La fe, pues, la valentía, la franqueza, la sobriedad, la confianza en Dios: estas son las prerrogativas de los hombres de Dios. ¡Nuestras prerrogativas! Todo esto en la certeza de haber recibido de la boca misma de Dios la misión, la palabra para entregar a los hombres, para ayudarles a leer la historia con los ojos de Dios, a descubrir en su pequeña historia personal la gran historia de la salvación. Y además, todo esto consignado a personas frágiles como nosotros. Encarnándose en la boca del profeta, la palabra corre el riesgo de las debilidades propias de la carne. Y a pesar de eso Dios se encarna, Dios arriesga.
A la luz de todo esto es hermoso leer el canto de San Pablo en la carta a los Efesios: “Dios nos ha elegido antes de la creación del mundo para ser santos…”: es la llamada que nos alcanza allí donde estamos. “Él ha derrochado en nosotros esta abundancia de gracia, haciéndonos conocer el misterio de sus voluntad”
La misión que ha confiado a cada uno de nosotros, palabra de salvación revelada en el silencio para que la entreguemos al mundo, y dándola llevemos el fruto que el Padre espera de nosotros.

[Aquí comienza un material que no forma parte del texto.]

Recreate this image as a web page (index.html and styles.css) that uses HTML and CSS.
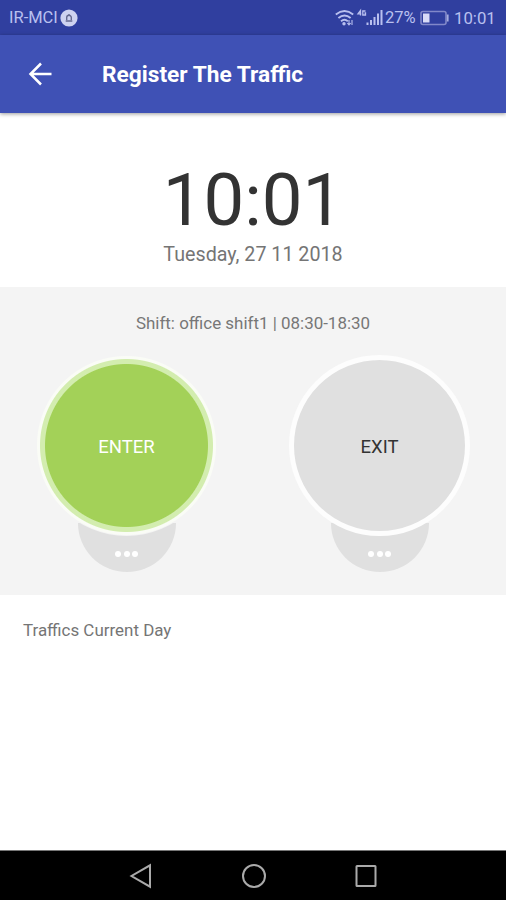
FILE: index.html
```html
<!DOCTYPE html>
<html lang="en">
<head>
<meta charset="utf-8">
<title>Register The Traffic</title>
<link rel="stylesheet" href="styles.css">
</head>
<body>
<header class="status">
  <span class="carrier">IR-MCI</span>
  <svg class="badge" width="18" height="18" viewBox="0 0 18 18"><circle cx="9" cy="9" r="8.6" fill="#ced2f0"/><path d="M5.7 12h6.6M6.7 11V8.6a2.3 2.3 0 0 1 4.6 0V11M9 6.2V5" fill="none" stroke="#65698f" stroke-width="1.4"/></svg>
  <svg class="signals" width="49" height="20" viewBox="0 0 49 20">
    <g fill="none" stroke="#b9c0ef" stroke-width="1.900"><path d="M.8 6.500Q9.500-.4 18.200 6.500M3.400 10Q9.500 4.800 15.600 10M6 13.200Q9.500 10.400 12.800 13.200"/></g>
    <circle cx="9" cy="15.700" r="1.700" fill="#b9c0ef"/><path d="M14 12v5M12.300 15l1.700 2 1.700-2M17 17v-5" stroke="#b9c0ef" stroke-width="1.100" fill="none"/>
    <path d="M25.500 7.500V2.500l-2.500 3.300h3.300M30.500 3h-2.700v4h2.700V5h-1" fill="none" stroke="#b9c0ef" stroke-width="1.300"/>
    <path d="M31.500 14.500h2V17h-2zM35 12h2v5h-2zM38.500 9h2v8h-2zM42 5.500h2V17h-2zM45.500 2h2v15h-2z" fill="#b9c0ef"/>
  </svg>
  <span class="percent">27%</span>
  <svg class="battery" width="29" height="16" viewBox="0 0 29 16"><rect x="1" y="1.500" width="25" height="13" rx="2" fill="none" stroke="#8188c9" stroke-width="1.600"/><path d="M3 3.500h6.500v9H3z" fill="#d8dbf7"/><path d="M27.700 4.500v7" stroke="#a6addf" stroke-width="1.800"/></svg>
  <span class="clock">10:01</span>
</header>
<nav class="bar">
  <svg class="back" width="24" height="24" viewBox="0 0 24 24"><path d="M13 1.500 2.500 12 13 22.500M2.500 12H23.500" fill="none" stroke="#fff" stroke-width="2.500"/></svg>
  <h1 class="title">Register The Traffic</h1>
</nav>
<main>
  <section class="now">
    <div class="time">10:01</div>
    <div class="date">Tuesday, 27 11 2018</div>
  </section>
  <section class="panel">
    <p class="shift">Shift: office shift1 | 08:30-18:30</p>
    <div class="actions">
      <div class="action">
        <div class="round enter">ENTER</div>
        <div class="more"><i></i><i></i><i></i></div>
      </div>
      <div class="action">
        <div class="round exit">EXIT</div>
        <div class="more"><i></i><i></i><i></i></div>
      </div>
    </div>
  </section>
  <h2 class="current">Traffics Current Day</h2>
</main>
<footer class="keys">
  <svg width="24" height="26" viewBox="0 0 24 26"><path d="M21 2.300v21.400L2.500 13z"/></svg>
  <svg width="26" height="26" viewBox="0 0 26 26"><circle cx="13" cy="13" r="11"/></svg>
  <svg width="24" height="26" viewBox="0 0 24 26"><rect x="2.500" y="3" width="19" height="20" rx=".5"/></svg>
</footer>
</body>
</html>
```
FILE: styles.css
```css
* { box-sizing: border-box; }
body {
  margin: 0;
  height: 900px;
  display: flex;
  flex-direction: column;
  overflow: hidden;
  background: #fff;
  font-family: Roboto, sans-serif;
  white-space: nowrap;
}
.status {
  height: 35px;
  flex: none;
  display: flex;
  align-items: center;
  padding-left: 9px;
  background: #303f9f;
  color: #b9c0ef;
  font-size: 17px;
}
.carrier { width: 51px; font-size: 16.5px; }
.badge { flex: none; }
.signals { flex: none; margin-left: 257px; }
.percent { width: 36px; padding-left: 1px; font-size: 16.5px; }
.battery { flex: none; }
.clock { margin-left: 5px; font-size: 16.8px; }
.bar {
  height: 78px;
  flex: none;
  display: flex;
  align-items: center;
  padding-left: 28px;
  background: #3f51b5;
  box-shadow: 0 1px 4px rgba(0, 0, 0, .4);
  color: #fff;
  position: relative;
}
.title { margin: 0 0 0 50px; font-size: 22.7px; font-weight: 700; }
main { flex: 1; }
.now { height: 174px; padding-top: 45px; text-align: center; color: #333; }
.time { font-size: 72.5px; line-height: 86px; }
.date { font-size: 19.7px; line-height: 24px; margin-top: -1px; color: #757575; }
.panel { height: 308px; padding-top: 25px; background: #f4f4f4; }
.shift { margin: 0; text-align: center; font-size: 16.95px; line-height: 22px; color: #777; }
.actions { display: flex; margin-top: 21px; }
.action { width: 253px; display: flex; flex-direction: column; align-items: center; }
.round {
  width: 181px;
  height: 181px;
  border-radius: 50%;
  display: flex;
  align-items: center;
  justify-content: center;
  font-size: 18.5px;
  padding-top: 2px;
  position: relative;
  z-index: 1;
}
.enter {
  background: radial-gradient(circle, #a3d158 81px, #d3edaf 82px, #d3edaf 86px, #fafcf6 87px, #fafcf6 89px, #f4f4f4 90px);
  color: #fff;
}
.exit { background: #e0e0e0; border: 5px solid #fdfdfd; color: #333; }
.more {
  width: 98px;
  height: 49px;
  margin-top: -13px;
  padding-top: 12px;
  border-radius: 0 0 49px 49px;
  background: #e0e0e0;
  display: flex;
  justify-content: center;
  align-items: center;
  gap: 2.5px;
}
.more i { width: 6px; height: 6px; border-radius: 50%; background: #fff; }
.current { margin: 24px 0 0 23px; font-size: 16.95px; line-height: 22px; font-weight: 400; color: #757575; }
.keys {
  height: 50px;
  flex: none;
  display: flex;
  align-items: center;
  justify-content: space-between;
  padding: 0 128px 0 129px;
  border-top: 1px solid #777;
  background: #000;
}
.keys svg { fill: none; stroke: #aaa; stroke-width: 2; }
```
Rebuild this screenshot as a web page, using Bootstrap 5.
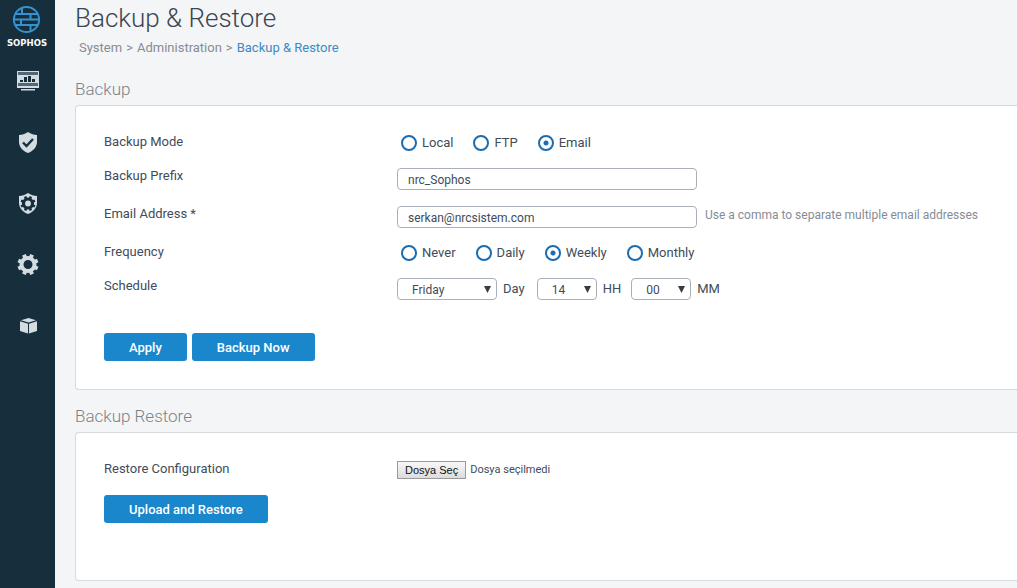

En Él hemos sido constituidos herederos, predestinados para alabanza de su gloria que se revela en nuestra vida redimida, cuando obramos en su nombre para la salvación de los hermanos.
Un canto de alabanza y gratitud a Dios, que obra cosas admirables en la pobreza de nuestra condición de criaturas, y salva al mundo a través de instrumentos frágiles como nosotros “según el designio de amor de su voluntad y según la riqueza de su gracia.”